Bigger Isn’t Better (and It Might Be Way Worse)

Bigger Isn't Better - illuminated small door next to large darkened door

By Kenny Markwardt, Certified Two-Brain Fitness Business Mentor

As a gym owner, you might daydream about an enormous, shiny facility—a place with room for multiple classes of 20 or more at a time, turf, lockers and a ball pit.

I’m here to tell you that might be more of a nightmare than a dream. The dream is actually quite the opposite.  

Running a giant place like that is a herculean task. It comes with a monumental amount of overhead and risk. And the reality is that you’re going to have a big, empty space much of the time. Worse, the payoff is probably not going to be as big as you think it will be. Huge spaces are very expensive to rent or buy, fill and maintain.

On the flip side, by maximizing a smaller facility, you’ll have less overhead and more risk tolerance. And you’ll always have an exciting, energy-filled place people are attracted to.  

Most importantly, you can fit more members than you think in a smaller space. And you can generate more revenue than you think, too.

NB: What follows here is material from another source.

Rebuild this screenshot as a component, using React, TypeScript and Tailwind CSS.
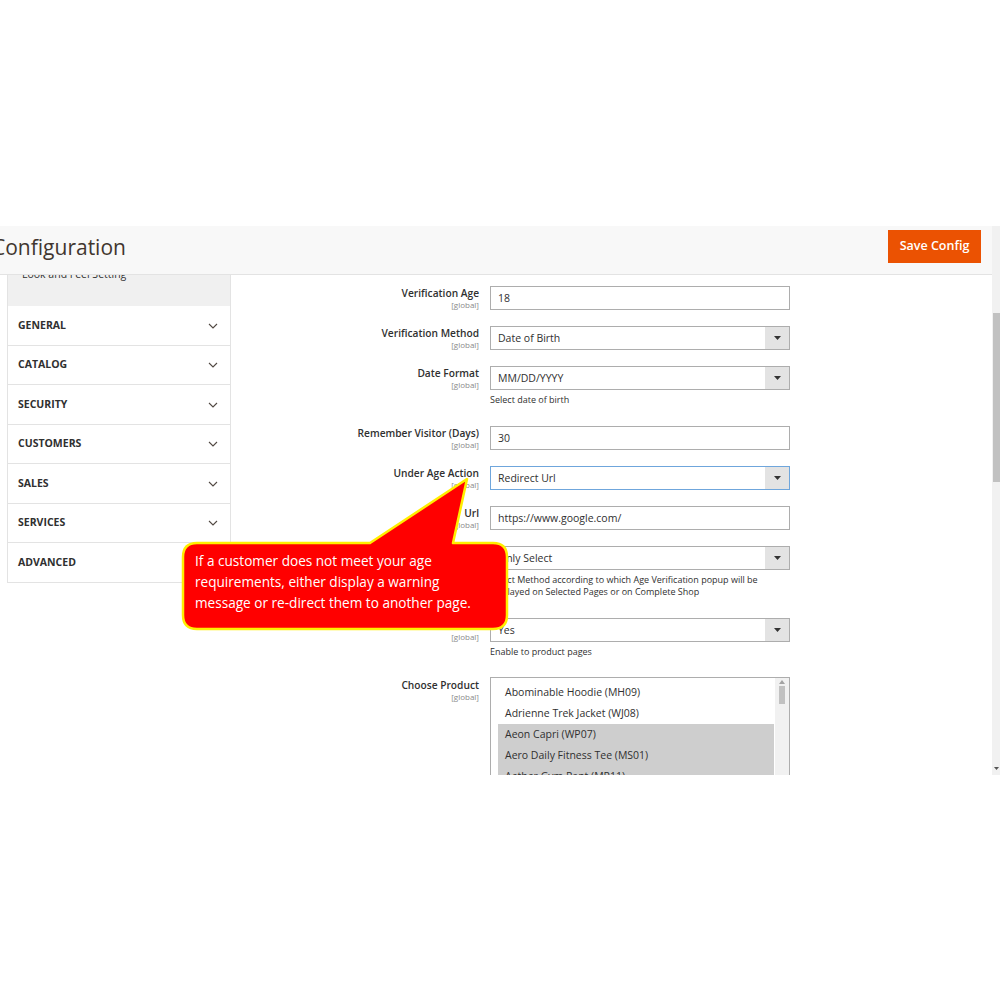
import React from "react";

const Chevron = () => (
  <svg width="10" height="6" viewBox="0 0 10 6">
    <path d="M1 1l4 4 4-4" fill="none" stroke="#514943" strokeWidth="1.1" />
  </svg>
);

const Caret = () => (
  <svg width="7" height="4" viewBox="0 0 7 4">
    <path d="M0 0h7L3.5 4z" fill="#333" />
  </svg>
);

function Input({ value }: { value: string }) {
  return (
    <div className="h-[24px] border border-[#adadad] bg-white px-[7px] flex items-center pt-[1px] text-[10.5px] text-[#303030]">
      {value}
    </div>
  );
}

function Select({ value, focus }: { value: string; focus?: boolean }) {
  return (
    <div
      className={`h-[24px] border ${focus ? "border-[#6fa6dc]" : "border-[#adadad]"} bg-white flex items-stretch text-[10.5px] text-[#303030]`}
    >
      <div className="flex-1 pl-[7px] pt-[1px] flex items-center">{value}</div>
      <div className="w-[24px] bg-[#e3e3e3] flex items-center justify-center">
        <Caret />
      </div>
    </div>
  );
}

function Row({
  label,
  children,
  note,
}: {
  label: string;
  children: React.ReactNode;
  note?: React.ReactNode;
}) {
  return (
    <div className="flex">
      <div className="w-[248px] text-right">
        <div className="text-[10.2px] font-semibold leading-[14px] text-[#303030]">{label}</div>
        <div className="text-[8px] leading-[9px] text-[#8a8a8a]">[global]</div>
      </div>
      <div className="ml-[11px] w-[300px]">
        {children}
        {note && (
          <div className="pt-[4px] pb-[4px] text-[9px] leading-[12px] text-[#303030]">{note}</div>
        )}
      </div>
    </div>
  );
}

const products = [
  { name: "Abominable Hoodie (MH09)", sel: false },
  { name: "Adrienne Trek Jacket (WJ08)", sel: false },
  { name: "Aeon Capri (WP07)", sel: true },
  { name: "Aero Daily Fitness Tee (MS01)", sel: true },
  { name: "Aether Gym Pant (MP11)", sel: true },
  { name: "Affirm Water Bottle (24-UG06)", sel: false },
  { name: "Agasti Messenger Bag (24-MB05)", sel: false },
];

const navItems = ["GENERAL", "CATALOG", "SECURITY", "CUSTOMERS", "SALES", "SERVICES", "ADVANCED"];

export default function App() {
  return (
    <div className="w-[1000px] h-[1000px] bg-white font-['Open_Sans',sans-serif] overflow-hidden">
      <div className="h-[226px]" />
      <div className="relative h-[549px] flex overflow-hidden">
        <div className="flex-1 flex flex-col">
          {/* Header */}
          <div className="relative z-10 h-[49px] shrink-0 bg-[#f8f8f8] border-b border-[#e3e3e3] flex items-center justify-between pr-[11px]">
            <div className="-ml-[8px] text-[21px] font-normal text-[#41362f] leading-none -mt-[6px]">
              Configuration
            </div>
            <div className="h-[33px] w-[93px] bg-[#eb5202] text-white text-[12.5px] font-semibold flex items-center justify-center -mt-[7px]">
              Save Config
            </div>
          </div>
          {/* Body */}
          <div className="flex flex-1 overflow-hidden">
            {/* Sidebar */}
            <div className="ml-[7px] w-[224px] shrink-0">
              <div className="h-[31px] bg-[#f0f0f0] border-x border-[#e3e3e3] overflow-hidden">
                <div className="pl-[14px] -mt-[8px] text-[10.5px] leading-[14px] text-[#303030]">
                  Look and Feel Setting
                </div>
              </div>
              {navItems.map((n) => (
                <div
                  key={n}
                  className="h-[39.5px] border-x border-b border-[#e3e3e3] bg-white flex items-center justify-between pl-[10px] pr-[12px] pt-[1px]"
                >
                  <span className="text-[10.5px] font-bold text-[#303030]">{n}</span>
                  {n !== "ADVANCED" && <Chevron />}
                </div>
              ))}
            </div>
            {/* Form */}
            <div className="pt-[11px] flex flex-col gap-[16px]">
              <Row label="Verification Age">
                <Input value="18" />
              </Row>
              <Row label="Verification Method">
                <Select value="Date of Birth" />
              </Row>
              <Row label="Date Format" note="Select date of birth">
                <Select value="MM/DD/YYYY" />
              </Row>
              <Row label="Remember Visitor (Days)">
                <Input value="30" />
              </Row>
              <Row label="Under Age Action">
                <Select value="Redirect Url" focus />
              </Row>
              <Row label="Url">
                <Input value="https://www.google.com/" />
              </Row>
              <Row
                label="Display Popup On"
                note={
                  <>
                    Select Method according to which Age Verification popup will be
                    <br />
                    displayed on Selected Pages or on Complete Shop
                  </>
                }
              >
                <Select value="Only Select" />
              </Row>
              <Row label="Enable on Product" note="Enable to product pages">
                <Select value="Yes" />
              </Row>
              <Row label="Choose Product">
                <div className="-mt-[1px] h-[200px] border border-[#adadad] bg-white flex">
                  <div className="flex-1 pl-[7px] pt-[4px] pr-[1px]">
                    {products.map((p) => (
                      <div
                        key={p.name}
                        className={`h-[21px] pl-[7px] flex items-center text-[10.5px] text-[#303030] ${p.sel ? "bg-[#cecece]" : ""}`}
                      >
                        {p.name}
                      </div>
                    ))}
                  </div>
                  <div className="w-[14px] bg-[#f1f1f1] flex flex-col items-center pt-[2px]">
                    <svg width="6" height="4" viewBox="0 0 6 4">
                      <path d="M0 4h6L3 0z" fill="#a3a3a3" />
                    </svg>
                    <div className="mt-[2px] w-[6px] h-[18px] bg-[#c1c1c1]" />
                  </div>
                </div>
              </Row>
            </div>
          </div>
        </div>
        {/* Page scrollbar */}
        <div className="w-[8px] shrink-0 bg-[#f1f1f1] flex flex-col items-center">
          <div className="mt-[87px] w-[7px] ml-[1px] h-[169px] bg-[#c1c1c1]" />
          <div className="mt-auto mb-[5px]">
            <svg width="5" height="3" viewBox="0 0 5 3">
              <path d="M0 0h5L2.5 3z" fill="#555" />
            </svg>
          </div>
        </div>

        {/* Callout */}
        <div className="absolute left-[180px] top-[249px] w-[330px] h-[158px] z-20">
          <svg className="absolute inset-0" width="330" height="158" viewBox="0 0 330 158">
            <path
              d="M17 68 L190 68 L287 4 L273 68 L313 68 Q327 68 327 82 L327 140 Q327 154 313 154 L17 154 Q3 154 3 140 L3 82 Q3 68 17 68 Z"
              fill="#ff0000"
              stroke="#ffee00"
              strokeWidth="2.5"
              strokeLinejoin="round"
            />
          </svg>
          <div className="absolute left-[15px] top-[75px] text-[13.6px] leading-[21px] text-white">
            If a customer does not meet your age
            <br />
            requirements, either display a warning
            <br />
            message or re-direct them to another page.
          </div>
        </div>
      </div>
    </div>
  );
}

For example, our gym is housed in less than 4,000 square feet. That space supports roughly 250 members, three full-time coaches, group classes, kids programs, personal training and nutrition.

Though it’s tempting to want to go bigger, here are the reasons why I so strongly believe in staying in a smaller facility:

Versatility—In a smaller space, you can easily manage the inevitable ebb and flow of business ownership as you go from startup to thriving enterprise. You’ll grow in the good times and easily manage the bad times along the way. Our space is large enough to allow us to generate a great income and support a staff of professional coaches, yet it’s small enough that we would survive a mass exodus or another pandemic. When COVID hit, I realized I could still be remarkably profitable by retaining a third of our clients and making a few adjustments. Luckily, we didn’t have to, but it was a huge relief to run the numbers and know we were going to be OK.

Energy—Have you ever been to an empty restaurant or nightclub? It’s terrible. You feel as if something is wrong and wonder where everyone else is. With a big space, there will be many times when only a few people are training. Just like an empty restaurant, your gym will feel hollow. Worse, you’re paying rent for space you aren’t using much. People are attracted to the energy of other people. Full classes create a fun, buzzing environment that people want to be in. And a gym that’s always full will generate great revenue per square foot.

Profit/Overhead—This one might seem obvious but I’m not so sure it is. Most people recognize that their rent or mortgage payments will be larger in a bigger space, but other costs aren’t always so obvious. A bigger space will be more expensive to heat and cool, clean, build out, and fill with gear. All that stuff adds up fast. 

Reality—Let’s be honest: Most of us want the big, shiny facility to stoke our own egos. We want to own one of those juggernaut places everyone knows about. We seem to think that if we build such a place, people from far and wide will come check out how awesome we are. Fortunately for microgym owners, that’s just not the case. People come to you for coaching, community and accountability. If they’re coming to you for a shiny, expansive space, you’re going to lose to the globo gym down the street—a place that’s easy to keep clean because two-thirds of the members never actually work out.


Small Spaces and Huge Profits


I know you can make a six-figure income in a 4,000-square-foot facility—or a smaller space—so it seems shortsighted to go any bigger. And it’s definitely a bad idea to get a big space without a precise plan to maximize every square inch and generate a profit that will justify that space (a mentor can help you determine exactly how much space you need).

So if you’re looking for your first or next place, don’t think big. Think about maximizing a small space and being versatile.